The computation uses the across-flats dimension ($S$), which is the perpendicular distance between two parallel flat faces. This matches the convention used throughout mechanical engineering catalogs, wrench sizing standards (e.g., ISO 691), and distributor stock lists.

The across-corners measurement (the diagonal between two opposing vertices) is related by the factor $\frac{2}{\sqrt{3}} \times S$, but it is not the standard ordering dimension. Using the across-corners value without conversion will overestimate the cross-sectional area by approximately 33%, leading to a significant mass error.

Precision Through Automated Estimation

Manual weight calculations using handbook tables and pocket calculators remain a persistent source of procurement and engineering errors. Transposing a density value, misremembering a hexagonal area formula, or neglecting the internal surface of a pipe can cascade into costly material shortages, freight overcharges, or structural miscalculations.

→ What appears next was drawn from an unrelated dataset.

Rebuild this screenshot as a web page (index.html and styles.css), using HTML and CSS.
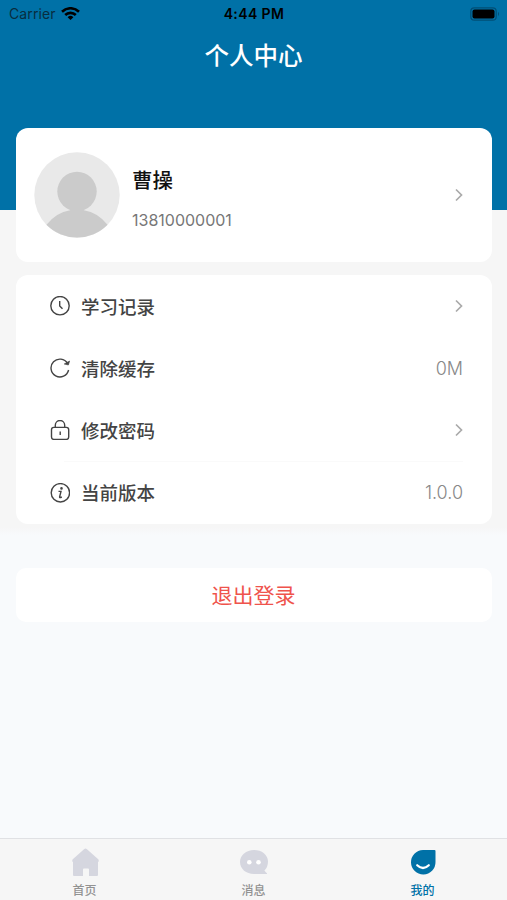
FILE: index.html
```html
<!DOCTYPE html>
<html lang="zh-CN">
<head>
  <meta charset="UTF-8">
  <title>个人中心</title>
  <link rel="stylesheet" href="styles.css">
</head>
<body>
<main class="profile-page">
  <!-- Status bar -->
  <header class="status-bar">
    <div class="carrier">
      <span>Carrier</span>
      <svg width="19" height="14" viewBox="0 0 19 14" fill="none" stroke="#000" stroke-width="2.6">
        <path d="M1 4.7a12.2 12.2 0 0 1 17 0"/>
        <path d="M4.2 8a7.6 7.6 0 0 1 10.6 0"/>
        <path d="M9.5 13L6.6 10.2a4.2 4.2 0 0 1 5.8 0z" fill="#000" stroke="none"/>
      </svg>
    </div>
    <span class="time">4:44 PM</span>
    <svg class="battery" width="31" height="14" viewBox="0 0 31 14">
      <rect x=".8" y=".8" width="25.4" height="12.4" rx="3.5" fill="none" stroke="#004f76" stroke-width="1.2"/>
      <rect x="2.5" y="2.5" width="22" height="9" rx="2" fill="#000"/>
      <path d="M28 4.8q2 2.2 0 4.4z" fill="#004f76"/>
    </svg>
  </header>
  <h1>个人中心</h1>

  <!-- User card -->
  <section class="card user-card">
    <svg class="avatar" width="86" height="86" viewBox="0 0 86 86">
      <circle cx="43" cy="43" r="42.7" fill="#e9e9e9"/>
      <circle cx="43" cy="39.5" r="19.7" fill="#cbcbcb"/>
      <path d="M12.5 72.8Q22 60.5 36 58.2Q37.5 57.5 36 56H50Q48.5 57.5 50 58.2Q64 60.5 73.5 72.8A42.7 42.7 0 0 1 12.5 72.8z" fill="#cbcbcb"/>
    </svg>
    <div class="user-info">
      <h2>曹操</h2>
      <p>13810000001</p>
    </div>
    <svg class="arrow" width="8" height="14" viewBox="0 0 8 14"><path d="M1 1.5L6.5 7L1 12.5"/></svg>
  </section>

  <!-- Settings -->
  <ul class="card menu">
    <li>
      <svg class="icon" width="20" height="20" viewBox="0 0 20 20">
        <circle cx="10" cy="9.7" r="9.2"/>
        <path d="M9.7 5V10L12.5 12.8"/>
      </svg>
      <span class="label">学习记录</span>
      <svg class="arrow" width="8" height="14" viewBox="0 0 8 14"><path d="M1 1.5L6.5 7L1 12.5"/></svg>
    </li>
    <li>
      <svg class="icon" width="20" height="20" viewBox="0 0 20 20">
        <path d="M18.6 12A8.9 8.9 0 1 1 17.6 5.5"/>
        <path d="M14.2 6L18.4 7L19.6 3z" class="dot" stroke-width=".6"/>
      </svg>
      <span class="label">清除缓存</span>
      <span class="value">0M</span>
    </li>
    <li>
      <svg class="icon" width="20" height="20" viewBox="0 0 20 20">
        <rect x="1.5" y="7.4" width="17.2" height="12" rx="2.3"/>
        <path d="M5.3 7.2V5.2A4.7 4.7 0 0 1 14.7 5.2V7.2M10.2 11.5V15"/>
      </svg>
      <span class="label">修改密码</span>
      <svg class="arrow" width="8" height="14" viewBox="0 0 8 14"><path d="M1 1.5L6.5 7L1 12.5"/></svg>
    </li>
    <li>
      <svg class="icon" width="20" height="20" viewBox="0 0 20 20">
        <circle cx="10.4" cy="9.8" r="9.2"/>
        <path d="M8.5 8.4H11L9.6 13.8Q9.4 15.2 11.8 14" stroke-width="1.4"/>
        <circle cx="11.5" cy="5.4" r=".6" class="dot"/>
      </svg>
      <span class="label">当前版本</span>
      <span class="value">1.0.0</span>
    </li>
  </ul>

  <button class="logout">退出登录</button>

  <!-- Tab bar -->
  <nav class="tab-bar">
    <a>
      <svg width="30" height="30" viewBox="0 0 30 30" fill="#d5d6df">
        <path d="M15.5 1.5Q16.2 1.5 17 2.2L28.5 12.5Q29.5 14.5 28 15V28Q28 29 27 29H19V22.5Q19 21.5 18 21.5H14Q13 21.5 13 22.5V29H4Q3 29 3 28V15Q1.5 14.5 2.5 12.5L14 2.2Q14.8 1.5 15.5 1.5z"/>
      </svg>
      <span>首页</span>
    </a>
    <a>
      <svg width="30" height="30" viewBox="0 0 30 30">
        <path d="M15 3C22.8 3 29 7.8 29 14.5Q29 20 25.4 23.5Q26.5 25.3 28 26.2Q28.3 27 27 27H15C7.2 27 1 22 1 15S7.2 3 15 3z" fill="#d5d6df"/>
        <circle cx="10.3" cy="15.2" r="2.3" fill="#fff"/>
        <circle cx="19.5" cy="15.2" r="2.3" fill="#fff"/>
      </svg>
      <span>消息</span>
    </a>
    <a class="active">
      <svg width="30" height="30" viewBox="0 0 30 30">
        <path d="M15 3H26.5Q27.5 3 27.5 4V15A12.25 12.25 0 1 1 15 3z" fill="#0071a7"/>
        <path d="M9.2 18.2Q15 23.8 20.8 18.2" fill="none" stroke="#fff" stroke-width="2.2" stroke-linecap="round"/>
      </svg>
      <span>我的</span>
    </a>
  </nav>
</main>
</body>
</html>
```

FILE: styles.css
```css
* {
    box-sizing: border-box;
}
body {
    margin: 0;
    font-family: Inter, 'Noto Sans CJK SC', sans-serif;
    color: #333;
}
h1, h2, p, ul {
    margin: 0;
    padding: 0;
    list-style: none;
}
svg {
    display: block;
    flex-shrink: 0;
}
.profile-page {
    display: flex;
    flex-direction: column;
    height: 900px;
    background: linear-gradient(#0071a7 210px, #f6f6f6 210px, #f6f6f6 527px, #f8fafc 535px);
}
.status-bar {
    display: grid;
    grid-template-columns: 1fr auto 1fr;
    align-items: center;
    height: 27px;
    padding: 0 6px 0 9px;
    font-size: 14px;
    color: #000;
}
.carrier {
    display: flex;
    align-items: center;
    gap: 5px;
    letter-spacing: 0.1px;
    color: #082d40;
}
.time {
    margin-right: 2px;
    font-weight: 600;
    letter-spacing: 0.4px;
}
.battery {
    justify-self: end;
}
h1 {
    height: 101px;
    line-height: 58px;
    text-align: center;
    font-size: 24.5px;
    font-weight: 500;
    color: #fff;
}
.card {
    margin: 0 15px 0 16px;
    background: #fff;
    border-radius: 12px;
}
.user-card {
    display: flex;
    align-items: center;
    height: 134px;
    padding: 0 29px 0 18px;
}
.user-info {
    flex: 1;
    margin-left: 12px;
    padding-top: 5px;
}
.user-info h2 {
    line-height: 30px;
    font-size: 20.5px;
    font-weight: 500;
    color: #111;
}
.user-info p {
    margin-top: 14px;
    line-height: 20px;
    font-size: 16px;
    color: #777;
}
.arrow {
    fill: none;
    stroke: #aaa;
    stroke-width: 1.7;
}
.menu {
    margin-top: 13px;
    padding: 0 29px 0 34px;
}
.menu li {
    display: flex;
    align-items: center;
    height: 62.2px;
}
.menu li:nth-child(3) {
    background: linear-gradient(#fafafa, #fafafa) right bottom / 399px 1px no-repeat;
}
.icon {
    fill: none;
    stroke: #444;
    stroke-width: 1.4;
}
.icon .dot {
    fill: #444;
}
.label {
    flex: 1;
    margin-left: 11px;
    padding-bottom: 1px;
    font-size: 18.5px;
    font-weight: 500;
    color: #444;
}
.value {
    font-size: 18px;
    font-weight: 300;
    color: #888;
}
.logout {
    height: 54px;
    margin: 44px 15px 0 16px;
    padding: 0 1px 2px 0;
    border: 0;
    border-radius: 10px;
    background: #fff;
    font-family: inherit;
    font-size: 21px;
    color: #ef534c;
}
.tab-bar {
    display: grid;
    grid-template-columns: repeat(3, 1fr);
    height: 62px;
    margin-top: auto;
    padding-top: 8px;
    border-top: 1px solid #e0e1e4;
    background: #f6f6f6;
}
.tab-bar a {
    display: flex;
    flex-direction: column;
    align-items: center;
    height: 53px;
    font-size: 12px;
    line-height: 28px;
    font-weight: 500;
    color: #929292;
}
.tab-bar .active {
    color: #0071a7;
}
```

A systematic, profile-aware computation methodology eliminates these failure modes. It enforces correct geometric models for each cross-section, applies validated density constants, and delivers batch-aggregated results that integrate directly into bill-of-materials workflows. For CNC programmers estimating blank weights, structural engineers verifying dead loads, or purchasing managers reconciling mill invoices, automated calculation transforms a routine but error-prone task into a reliable, repeatable process.